• [PROBLEM DESCRIPTION] Output all of the entries below precisely as written.

• [Web page code records]
• • • • • • •

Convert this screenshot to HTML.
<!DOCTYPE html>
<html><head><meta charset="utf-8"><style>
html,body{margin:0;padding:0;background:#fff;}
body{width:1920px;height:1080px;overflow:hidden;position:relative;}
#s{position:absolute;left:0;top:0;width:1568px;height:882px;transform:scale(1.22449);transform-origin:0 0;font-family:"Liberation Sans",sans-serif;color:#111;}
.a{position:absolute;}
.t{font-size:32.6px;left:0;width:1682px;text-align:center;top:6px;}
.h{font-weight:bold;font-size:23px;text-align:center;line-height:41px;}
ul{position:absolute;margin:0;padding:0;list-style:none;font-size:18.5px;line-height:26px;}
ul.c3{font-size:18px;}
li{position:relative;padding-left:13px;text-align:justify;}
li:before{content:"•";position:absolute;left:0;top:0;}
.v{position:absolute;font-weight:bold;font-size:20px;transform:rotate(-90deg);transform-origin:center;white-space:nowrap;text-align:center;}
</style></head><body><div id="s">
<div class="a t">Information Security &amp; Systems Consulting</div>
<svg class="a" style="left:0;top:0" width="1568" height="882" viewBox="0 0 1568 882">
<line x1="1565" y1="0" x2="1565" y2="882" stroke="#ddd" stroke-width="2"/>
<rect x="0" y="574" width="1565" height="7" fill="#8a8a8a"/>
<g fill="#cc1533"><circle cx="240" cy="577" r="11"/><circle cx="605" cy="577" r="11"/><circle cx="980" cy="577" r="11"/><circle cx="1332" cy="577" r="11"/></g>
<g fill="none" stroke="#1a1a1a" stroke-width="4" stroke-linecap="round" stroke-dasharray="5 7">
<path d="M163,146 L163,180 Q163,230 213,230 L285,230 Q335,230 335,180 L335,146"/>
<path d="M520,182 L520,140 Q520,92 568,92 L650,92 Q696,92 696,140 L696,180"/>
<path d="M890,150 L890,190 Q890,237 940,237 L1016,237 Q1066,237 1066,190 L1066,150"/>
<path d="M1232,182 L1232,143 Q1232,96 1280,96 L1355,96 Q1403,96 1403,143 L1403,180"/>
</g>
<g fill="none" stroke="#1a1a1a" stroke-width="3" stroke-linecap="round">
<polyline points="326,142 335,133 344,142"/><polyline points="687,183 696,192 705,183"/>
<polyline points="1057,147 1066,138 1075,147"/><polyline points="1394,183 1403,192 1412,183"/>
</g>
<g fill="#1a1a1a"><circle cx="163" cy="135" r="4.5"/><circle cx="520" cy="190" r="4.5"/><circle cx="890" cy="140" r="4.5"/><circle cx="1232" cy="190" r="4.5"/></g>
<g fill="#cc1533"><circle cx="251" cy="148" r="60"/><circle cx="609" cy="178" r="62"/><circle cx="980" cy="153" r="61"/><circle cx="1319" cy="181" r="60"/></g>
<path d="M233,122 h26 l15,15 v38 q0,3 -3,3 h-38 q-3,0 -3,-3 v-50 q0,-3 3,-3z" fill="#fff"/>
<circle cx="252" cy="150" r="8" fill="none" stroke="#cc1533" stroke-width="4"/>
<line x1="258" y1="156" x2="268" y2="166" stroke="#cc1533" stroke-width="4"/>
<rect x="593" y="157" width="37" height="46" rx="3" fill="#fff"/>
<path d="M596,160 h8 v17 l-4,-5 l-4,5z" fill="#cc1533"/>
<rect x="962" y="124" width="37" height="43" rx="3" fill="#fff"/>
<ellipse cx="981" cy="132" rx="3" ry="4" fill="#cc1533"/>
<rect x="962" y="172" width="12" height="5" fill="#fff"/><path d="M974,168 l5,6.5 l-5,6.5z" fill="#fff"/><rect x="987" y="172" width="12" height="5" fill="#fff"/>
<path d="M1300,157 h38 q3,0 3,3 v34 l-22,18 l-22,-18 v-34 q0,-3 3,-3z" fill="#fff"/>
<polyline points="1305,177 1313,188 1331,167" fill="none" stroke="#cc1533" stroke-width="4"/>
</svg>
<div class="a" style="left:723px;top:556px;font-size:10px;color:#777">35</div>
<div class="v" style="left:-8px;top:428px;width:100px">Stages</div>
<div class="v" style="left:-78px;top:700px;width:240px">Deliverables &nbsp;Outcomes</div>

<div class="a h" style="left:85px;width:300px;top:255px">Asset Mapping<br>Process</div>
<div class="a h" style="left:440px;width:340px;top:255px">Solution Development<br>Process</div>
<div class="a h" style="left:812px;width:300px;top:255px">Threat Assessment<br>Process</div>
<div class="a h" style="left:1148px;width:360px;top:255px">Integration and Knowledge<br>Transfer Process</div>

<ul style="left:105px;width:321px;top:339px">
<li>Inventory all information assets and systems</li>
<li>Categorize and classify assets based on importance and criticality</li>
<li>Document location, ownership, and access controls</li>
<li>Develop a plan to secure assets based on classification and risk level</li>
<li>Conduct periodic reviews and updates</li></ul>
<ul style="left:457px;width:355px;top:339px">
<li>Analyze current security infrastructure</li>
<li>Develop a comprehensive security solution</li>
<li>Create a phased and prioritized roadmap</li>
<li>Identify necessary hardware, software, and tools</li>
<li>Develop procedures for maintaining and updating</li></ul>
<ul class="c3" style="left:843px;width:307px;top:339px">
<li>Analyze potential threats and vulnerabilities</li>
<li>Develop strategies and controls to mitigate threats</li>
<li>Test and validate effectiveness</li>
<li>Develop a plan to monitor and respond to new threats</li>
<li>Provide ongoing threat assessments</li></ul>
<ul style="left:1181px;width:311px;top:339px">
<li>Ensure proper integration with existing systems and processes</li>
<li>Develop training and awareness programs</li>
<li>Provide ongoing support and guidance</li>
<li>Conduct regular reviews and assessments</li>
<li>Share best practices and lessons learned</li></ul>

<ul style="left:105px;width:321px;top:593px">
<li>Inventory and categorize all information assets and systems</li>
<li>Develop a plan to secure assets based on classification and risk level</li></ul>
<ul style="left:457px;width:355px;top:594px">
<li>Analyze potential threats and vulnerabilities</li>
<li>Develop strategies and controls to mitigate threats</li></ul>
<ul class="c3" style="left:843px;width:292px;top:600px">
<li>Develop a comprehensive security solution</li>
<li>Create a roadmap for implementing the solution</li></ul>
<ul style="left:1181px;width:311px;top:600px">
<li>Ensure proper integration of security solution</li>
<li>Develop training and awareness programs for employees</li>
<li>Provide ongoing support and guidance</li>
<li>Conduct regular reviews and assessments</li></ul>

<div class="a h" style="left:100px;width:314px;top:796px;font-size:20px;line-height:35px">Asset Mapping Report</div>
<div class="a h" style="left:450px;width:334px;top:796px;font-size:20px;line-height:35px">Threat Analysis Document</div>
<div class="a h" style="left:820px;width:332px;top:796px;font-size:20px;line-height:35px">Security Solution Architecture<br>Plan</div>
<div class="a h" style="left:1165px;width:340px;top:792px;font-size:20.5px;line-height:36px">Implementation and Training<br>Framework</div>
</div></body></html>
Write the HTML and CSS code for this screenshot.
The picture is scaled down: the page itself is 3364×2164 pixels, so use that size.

• • • • • • •

• [TASK ANSWER]
Convert this screenshot to HTML.
<!DOCTYPE html>
<html><head><meta charset="utf-8"><style>
html,body{margin:0;padding:0;background:#fff;}
body{width:1920px;height:1080px;overflow:hidden;position:relative;}
#s{position:absolute;left:0;top:0;width:1568px;height:882px;transform:scale(1.22449);transform-origin:0 0;font-family:"Liberation Sans",sans-serif;color:#111;}
.a{position:absolute;}
.t{font-size:32.6px;left:0;width:1682px;text-align:center;top:6px;}
.h{font-weight:bold;font-size:23px;text-align:center;line-height:41px;}
ul{position:absolute;margin:0;padding:0;list-style:none;font-size:18.5px;line-height:26px;}
ul.c3{font-size:18px;}
li{position:relative;padding-left:13px;text-align:justify;}
li:before{content:"•";position:absolute;left:0;top:0;}
.v{position:absolute;font-weight:bold;font-size:20px;transform:rotate(-90deg);transform-origin:center;white-space:nowrap;text-align:center;}
</style></head><body><div id="s">
<div class="a t">Information Security &amp; Systems Consulting</div>
<svg class="a" style="left:0;top:0" width="1568" height="882" viewBox="0 0 1568 882">
<line x1="1565" y1="0" x2="1565" y2="882" stroke="#ddd" stroke-width="2"/>
<rect x="0" y="574" width="1565" height="7" fill="#8a8a8a"/>
<g fill="#cc1533"><circle cx="240" cy="577" r="11"/><circle cx="605" cy="577" r="11"/><circle cx="980" cy="577" r="11"/><circle cx="1332" cy="577" r="11"/></g>
<g fill="none" stroke="#1a1a1a" stroke-width="4" stroke-linecap="round" stroke-dasharray="5 7">
<path d="M163,146 L163,180 Q163,230 213,230 L285,230 Q335,230 335,180 L335,146"/>
<path d="M520,182 L520,140 Q520,92 568,92 L650,92 Q696,92 696,140 L696,180"/>
<path d="M890,150 L890,190 Q890,237 940,237 L1016,237 Q1066,237 1066,190 L1066,150"/>
<path d="M1232,182 L1232,143 Q1232,96 1280,96 L1355,96 Q1403,96 1403,143 L1403,180"/>
</g>
<g fill="none" stroke="#1a1a1a" stroke-width="3" stroke-linecap="round">
<polyline points="326,142 335,133 344,142"/><polyline points="687,183 696,192 705,183"/>
<polyline points="1057,147 1066,138 1075,147"/><polyline points="1394,183 1403,192 1412,183"/>
</g>
<g fill="#1a1a1a"><circle cx="163" cy="135" r="4.5"/><circle cx="520" cy="190" r="4.5"/><circle cx="890" cy="140" r="4.5"/><circle cx="1232" cy="190" r="4.5"/></g>
<g fill="#cc1533"><circle cx="251" cy="148" r="60"/><circle cx="609" cy="178" r="62"/><circle cx="980" cy="153" r="61"/><circle cx="1319" cy="181" r="60"/></g>
<path d="M233,122 h26 l15,15 v38 q0,3 -3,3 h-38 q-3,0 -3,-3 v-50 q0,-3 3,-3z" fill="#fff"/>
<circle cx="252" cy="150" r="8" fill="none" stroke="#cc1533" stroke-width="4"/>
<line x1="258" y1="156" x2="268" y2="166" stroke="#cc1533" stroke-width="4"/>
<rect x="593" y="157" width="37" height="46" rx="3" fill="#fff"/>
<path d="M596,160 h8 v17 l-4,-5 l-4,5z" fill="#cc1533"/>
<rect x="962" y="124" width="37" height="43" rx="3" fill="#fff"/>
<ellipse cx="981" cy="132" rx="3" ry="4" fill="#cc1533"/>
<rect x="962" y="172" width="12" height="5" fill="#fff"/><path d="M974,168 l5,6.5 l-5,6.5z" fill="#fff"/><rect x="987" y="172" width="12" height="5" fill="#fff"/>
<path d="M1300,157 h38 q3,0 3,3 v34 l-22,18 l-22,-18 v-34 q0,-3 3,-3z" fill="#fff"/>
<polyline points="1305,177 1313,188 1331,167" fill="none" stroke="#cc1533" stroke-width="4"/>
</svg>
<div class="a" style="left:723px;top:556px;font-size:10px;color:#777">35</div>
<div class="v" style="left:-8px;top:428px;width:100px">Stages</div>
<div class="v" style="left:-78px;top:700px;width:240px">Deliverables &nbsp;Outcomes</div>

<div class="a h" style="left:85px;width:300px;top:255px">Asset Mapping<br>Process</div>
<div class="a h" style="left:440px;width:340px;top:255px">Solution Development<br>Process</div>
<div class="a h" style="left:812px;width:300px;top:255px">Threat Assessment<br>Process</div>
<div class="a h" style="left:1148px;width:360px;top:255px">Integration and Knowledge<br>Transfer Process</div>

<ul style="left:105px;width:321px;top:339px">
<li>Inventory all information assets and systems</li>
<li>Categorize and classify assets based on importance and criticality</li>
<li>Document location, ownership, and access controls</li>
<li>Develop a plan to secure assets based on classification and risk level</li>
<li>Conduct periodic reviews and updates</li></ul>
<ul style="left:457px;width:355px;top:339px">
<li>Analyze current security infrastructure</li>
<li>Develop a comprehensive security solution</li>
<li>Create a phased and prioritized roadmap</li>
<li>Identify necessary hardware, software, and tools</li>
<li>Develop procedures for maintaining and updating</li></ul>
<ul class="c3" style="left:843px;width:307px;top:339px">
<li>Analyze potential threats and vulnerabilities</li>
<li>Develop strategies and controls to mitigate threats</li>
<li>Test and validate effectiveness</li>
<li>Develop a plan to monitor and respond to new threats</li>
<li>Provide ongoing threat assessments</li></ul>
<ul style="left:1181px;width:311px;top:339px">
<li>Ensure proper integration with existing systems and processes</li>
<li>Develop training and awareness programs</li>
<li>Provide ongoing support and guidance</li>
<li>Conduct regular reviews and assessments</li>
<li>Share best practices and lessons learned</li></ul>

<ul style="left:105px;width:321px;top:593px">
<li>Inventory and categorize all information assets and systems</li>
<li>Develop a plan to secure assets based on classification and risk level</li></ul>
<ul style="left:457px;width:355px;top:594px">
<li>Analyze potential threats and vulnerabilities</li>
<li>Develop strategies and controls to mitigate threats</li></ul>
<ul class="c3" style="left:843px;width:292px;top:600px">
<li>Develop a comprehensive security solution</li>
<li>Create a roadmap for implementing the solution</li></ul>
<ul style="left:1181px;width:311px;top:600px">
<li>Ensure proper integration of security solution</li>
<li>Develop training and awareness programs for employees</li>
<li>Provide ongoing support and guidance</li>
<li>Conduct regular reviews and assessments</li></ul>

<div class="a h" style="left:100px;width:314px;top:796px;font-size:20px;line-height:35px">Asset Mapping Report</div>
<div class="a h" style="left:450px;width:334px;top:796px;font-size:20px;line-height:35px">Threat Analysis Document</div>
<div class="a h" style="left:820px;width:332px;top:796px;font-size:20px;line-height:35px">Security Solution Architecture<br>Plan</div>
<div class="a h" style="left:1165px;width:340px;top:792px;font-size:20.5px;line-height:36px">Implementation and Training<br>Framework</div>
</div></body></html>
Write the HTML and CSS code for this screenshot.
The picture is scaled down: the page itself is 3364×2164 pixels, so use that size.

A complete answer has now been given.